Over the years several organizations have been accused of “shady business” like not paying out prize money.  Now that you’re “independent” and outside the game, what thoughts, information and opinions can you share about that?

I would never have said this while working for GotFrag because it might have really hurt the sport but I would never want to be a player.  The amount of crap you had to deal with just to get your check when a tournament ended was insane.  I’d think most fans would be shocked to know how little of the “promised” payouts tournaments offered actually get sent out.  Almost every big name event at one point or another didn’t pay its prize money.  It’s sad how rampant it was.  I know groups like G7 (G8 now) were formed just because of this terrible behavior.  The reality like I talk about above though is that all of these events live on a very fine line.  They are a house of cards, if a sponsor refused to pay there was no money to pay the players.  Without a source of income that’s outside of sponsorship, there’s really no way to “guarantee” prize money.  That’s why most players seek out teams with salary; it’s the only way to know you’ll have a pay check.  Tournament money is great but honestly it’s often as phony as the big media check they give you when the event ends.     

Looking to the future, do you think PC gaming will remain a strong platform or are consoles taking over?

Because of the development costs associated with building a good first person shooter the reality is that PC gaming is not viable in its current format.  Why do you think MMORPG is so popular?  All the developers dump their money into that genre because they can not only charge for the game but also get monthly subscriptions.  It’s hard to justify spending all that money developing a PC game when all you get is the upfront purchase.  Why do you think Valve no longer really makes games?  It’s more profitable to build a platform like Steam and sell them.  Gamers aren’t paying them to improve CS:Source or CS 1.6.  So why should they?  Every one of the 12 million people subscribed to WoW is paying Blizzard a month fee though so there’s HUGE incentive for them to keep updating WoW. 

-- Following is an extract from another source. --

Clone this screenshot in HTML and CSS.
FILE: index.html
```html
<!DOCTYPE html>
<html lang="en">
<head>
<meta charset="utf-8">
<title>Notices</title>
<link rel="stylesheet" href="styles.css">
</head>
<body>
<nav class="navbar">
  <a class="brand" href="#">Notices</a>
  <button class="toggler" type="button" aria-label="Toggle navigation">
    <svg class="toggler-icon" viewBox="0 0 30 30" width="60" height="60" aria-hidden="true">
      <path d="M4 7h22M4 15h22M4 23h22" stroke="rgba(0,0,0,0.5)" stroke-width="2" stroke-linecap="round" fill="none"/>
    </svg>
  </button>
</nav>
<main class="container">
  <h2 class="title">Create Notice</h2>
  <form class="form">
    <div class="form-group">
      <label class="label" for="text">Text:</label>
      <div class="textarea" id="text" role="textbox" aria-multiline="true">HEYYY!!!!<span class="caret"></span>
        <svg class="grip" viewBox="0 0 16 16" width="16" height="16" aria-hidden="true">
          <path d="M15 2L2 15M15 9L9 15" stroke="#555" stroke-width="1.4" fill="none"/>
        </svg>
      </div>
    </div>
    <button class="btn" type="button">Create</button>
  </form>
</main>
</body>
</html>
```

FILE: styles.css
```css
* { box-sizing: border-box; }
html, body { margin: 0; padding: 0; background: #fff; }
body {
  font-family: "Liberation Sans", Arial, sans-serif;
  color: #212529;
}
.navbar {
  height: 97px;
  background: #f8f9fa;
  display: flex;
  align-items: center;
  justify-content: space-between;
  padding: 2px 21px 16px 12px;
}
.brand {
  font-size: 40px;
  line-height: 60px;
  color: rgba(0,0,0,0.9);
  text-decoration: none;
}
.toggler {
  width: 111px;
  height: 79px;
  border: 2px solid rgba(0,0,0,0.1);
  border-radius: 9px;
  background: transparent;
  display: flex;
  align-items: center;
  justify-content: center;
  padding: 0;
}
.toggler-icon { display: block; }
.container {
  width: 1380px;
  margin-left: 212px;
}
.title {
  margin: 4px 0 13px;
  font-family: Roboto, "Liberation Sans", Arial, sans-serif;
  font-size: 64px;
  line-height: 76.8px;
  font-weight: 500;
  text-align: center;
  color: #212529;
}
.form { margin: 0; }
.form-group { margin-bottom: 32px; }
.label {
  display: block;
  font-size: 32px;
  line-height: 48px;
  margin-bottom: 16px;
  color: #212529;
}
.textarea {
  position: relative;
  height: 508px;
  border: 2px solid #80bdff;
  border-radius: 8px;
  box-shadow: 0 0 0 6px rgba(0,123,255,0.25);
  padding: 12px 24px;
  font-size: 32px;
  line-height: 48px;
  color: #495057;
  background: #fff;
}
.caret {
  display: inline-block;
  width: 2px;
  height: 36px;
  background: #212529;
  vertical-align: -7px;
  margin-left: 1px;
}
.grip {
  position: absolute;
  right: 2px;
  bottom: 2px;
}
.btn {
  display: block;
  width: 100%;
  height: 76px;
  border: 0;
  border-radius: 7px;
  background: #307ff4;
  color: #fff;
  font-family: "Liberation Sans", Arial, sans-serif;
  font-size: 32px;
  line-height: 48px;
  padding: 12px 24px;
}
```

Consoles are winning the battle for good competitive games because it’s easier to build games for consoles.  You know what hardware is in the gamer’s computer.  Think about it; every console (either XBOX or PS3) has the same hardware.  The same PC, video card, RAM etc.  So you can optimize how you use that system as a software developer to get them most out of the product.   That’s nearly impossible on a PC.  In order to get wide scale appeal the game has to be playable on 5 year old system but also excel and push the newer systems.  Most new ground breaking PC titles are built more now to establish an engine to run the games of the next generation. 

If you could give any advice to an aspiring eSports journalist, what would it be?

Find your passion.  What do you love about eSports?  Why do you love it?  It’s hard to write quality content without a place for it to come from.  I always felt like if you loved something you could write about it better then anyone else. 

Thanks again for the interview.  Any final comments or shoutouts?

Thanks to Complexity for continuing to hang in there.  I know CGS took us all for a ride and it’s sad we, not them, were left to pick up the pieces.  Let’s hope we can find the right answers to make the future better. 

Shoutouts to all friends from GotFrag; Lee Chen, Jason Coene, Joe Hoffend, Scott Smith, Jason Baker, Mark Cheben, Marc Turner, Jason Roman and Nick Bee.  And of course coL’s only Jason Bass.